**Do this**
Repeat the material exactly as it appears.

**Information shown**
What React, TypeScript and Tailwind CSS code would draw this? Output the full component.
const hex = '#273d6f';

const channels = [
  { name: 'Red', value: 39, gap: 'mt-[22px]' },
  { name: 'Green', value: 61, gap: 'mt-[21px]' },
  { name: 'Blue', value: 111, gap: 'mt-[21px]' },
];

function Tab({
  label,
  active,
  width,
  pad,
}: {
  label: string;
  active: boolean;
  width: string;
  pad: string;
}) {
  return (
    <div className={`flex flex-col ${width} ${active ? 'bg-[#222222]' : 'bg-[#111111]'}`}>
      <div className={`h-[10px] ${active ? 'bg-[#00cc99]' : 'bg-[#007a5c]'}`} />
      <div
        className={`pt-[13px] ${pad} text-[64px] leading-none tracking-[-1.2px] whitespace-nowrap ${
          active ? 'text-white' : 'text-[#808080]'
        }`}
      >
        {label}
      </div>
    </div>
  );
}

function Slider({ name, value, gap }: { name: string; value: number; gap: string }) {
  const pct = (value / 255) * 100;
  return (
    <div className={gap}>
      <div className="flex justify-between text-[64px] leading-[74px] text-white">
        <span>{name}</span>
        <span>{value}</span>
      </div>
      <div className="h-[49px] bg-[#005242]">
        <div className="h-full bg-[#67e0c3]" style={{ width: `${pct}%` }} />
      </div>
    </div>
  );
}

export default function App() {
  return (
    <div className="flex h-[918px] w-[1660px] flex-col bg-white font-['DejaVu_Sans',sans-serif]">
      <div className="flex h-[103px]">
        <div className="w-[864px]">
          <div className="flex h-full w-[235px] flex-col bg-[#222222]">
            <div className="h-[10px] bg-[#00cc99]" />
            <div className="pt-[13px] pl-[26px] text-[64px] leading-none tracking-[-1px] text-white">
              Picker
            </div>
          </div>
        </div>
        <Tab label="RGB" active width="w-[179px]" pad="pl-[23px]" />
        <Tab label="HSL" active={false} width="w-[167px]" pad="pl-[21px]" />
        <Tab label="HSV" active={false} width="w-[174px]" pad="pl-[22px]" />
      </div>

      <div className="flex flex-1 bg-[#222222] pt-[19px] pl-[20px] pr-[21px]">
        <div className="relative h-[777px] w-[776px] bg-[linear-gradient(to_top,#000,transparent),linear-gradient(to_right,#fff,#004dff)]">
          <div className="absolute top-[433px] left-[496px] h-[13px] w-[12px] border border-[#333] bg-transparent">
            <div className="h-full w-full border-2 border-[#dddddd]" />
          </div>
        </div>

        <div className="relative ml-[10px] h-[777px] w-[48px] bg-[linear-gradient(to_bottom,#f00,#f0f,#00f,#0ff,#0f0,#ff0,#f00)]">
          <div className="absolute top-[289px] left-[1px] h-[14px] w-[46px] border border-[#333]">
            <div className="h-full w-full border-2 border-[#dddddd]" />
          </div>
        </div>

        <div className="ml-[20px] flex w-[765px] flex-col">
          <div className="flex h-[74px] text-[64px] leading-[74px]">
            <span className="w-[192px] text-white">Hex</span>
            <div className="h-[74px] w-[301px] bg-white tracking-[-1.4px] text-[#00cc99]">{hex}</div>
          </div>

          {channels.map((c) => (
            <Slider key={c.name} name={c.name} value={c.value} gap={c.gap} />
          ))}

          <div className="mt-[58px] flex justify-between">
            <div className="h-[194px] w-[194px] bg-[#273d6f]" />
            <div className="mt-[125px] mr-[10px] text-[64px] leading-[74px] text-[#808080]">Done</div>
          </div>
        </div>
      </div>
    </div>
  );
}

**Answer to the task**
What React, TypeScript and Tailwind CSS code would draw this? Output the full component.
const hex = '#273d6f';

const channels = [
  { name: 'Red', value: 39, gap: 'mt-[22px]' },
  { name: 'Green', value: 61, gap: 'mt-[21px]' },
  { name: 'Blue', value: 111, gap: 'mt-[21px]' },
];

function Tab({
  label,
  active,
  width,
  pad,
}: {
  label: string;
  active: boolean;
  width: string;
  pad: string;
}) {
  return (
    <div className={`flex flex-col ${width} ${active ? 'bg-[#222222]' : 'bg-[#111111]'}`}>
      <div className={`h-[10px] ${active ? 'bg-[#00cc99]' : 'bg-[#007a5c]'}`} />
      <div
        className={`pt-[13px] ${pad} text-[64px] leading-none tracking-[-1.2px] whitespace-nowrap ${
          active ? 'text-white' : 'text-[#808080]'
        }`}
      >
        {label}
      </div>
    </div>
  );
}

function Slider({ name, value, gap }: { name: string; value: number; gap: string }) {
  const pct = (value / 255) * 100;
  return (
    <div className={gap}>
      <div className="flex justify-between text-[64px] leading-[74px] text-white">
        <span>{name}</span>
        <span>{value}</span>
      </div>
      <div className="h-[49px] bg-[#005242]">
        <div className="h-full bg-[#67e0c3]" style={{ width: `${pct}%` }} />
      </div>
    </div>
  );
}

export default function App() {
  return (
    <div className="flex h-[918px] w-[1660px] flex-col bg-white font-['DejaVu_Sans',sans-serif]">
      <div className="flex h-[103px]">
        <div className="w-[864px]">
          <div className="flex h-full w-[235px] flex-col bg-[#222222]">
            <div className="h-[10px] bg-[#00cc99]" />
            <div className="pt-[13px] pl-[26px] text-[64px] leading-none tracking-[-1px] text-white">
              Picker
            </div>
          </div>
        </div>
        <Tab label="RGB" active width="w-[179px]" pad="pl-[23px]" />
        <Tab label="HSL" active={false} width="w-[167px]" pad="pl-[21px]" />
        <Tab label="HSV" active={false} width="w-[174px]" pad="pl-[22px]" />
      </div>

      <div className="flex flex-1 bg-[#222222] pt-[19px] pl-[20px] pr-[21px]">
        <div className="relative h-[777px] w-[776px] bg-[linear-gradient(to_top,#000,transparent),linear-gradient(to_right,#fff,#004dff)]">
          <div className="absolute top-[433px] left-[496px] h-[13px] w-[12px] border border-[#333] bg-transparent">
            <div className="h-full w-full border-2 border-[#dddddd]" />
          </div>
        </div>

        <div className="relative ml-[10px] h-[777px] w-[48px] bg-[linear-gradient(to_bottom,#f00,#f0f,#00f,#0ff,#0f0,#ff0,#f00)]">
          <div className="absolute top-[289px] left-[1px] h-[14px] w-[46px] border border-[#333]">
            <div className="h-full w-full border-2 border-[#dddddd]" />
          </div>
        </div>

        <div className="ml-[20px] flex w-[765px] flex-col">
          <div className="flex h-[74px] text-[64px] leading-[74px]">
            <span className="w-[192px] text-white">Hex</span>
            <div className="h-[74px] w-[301px] bg-white tracking-[-1.4px] text-[#00cc99]">{hex}</div>
          </div>

          {channels.map((c) => (
            <Slider key={c.name} name={c.name} value={c.value} gap={c.gap} />
          ))}

          <div className="mt-[58px] flex justify-between">
            <div className="h-[194px] w-[194px] bg-[#273d6f]" />
            <div className="mt-[125px] mr-[10px] text-[64px] leading-[74px] text-[#808080]">Done</div>
          </div>
        </div>
      </div>
    </div>
  );
}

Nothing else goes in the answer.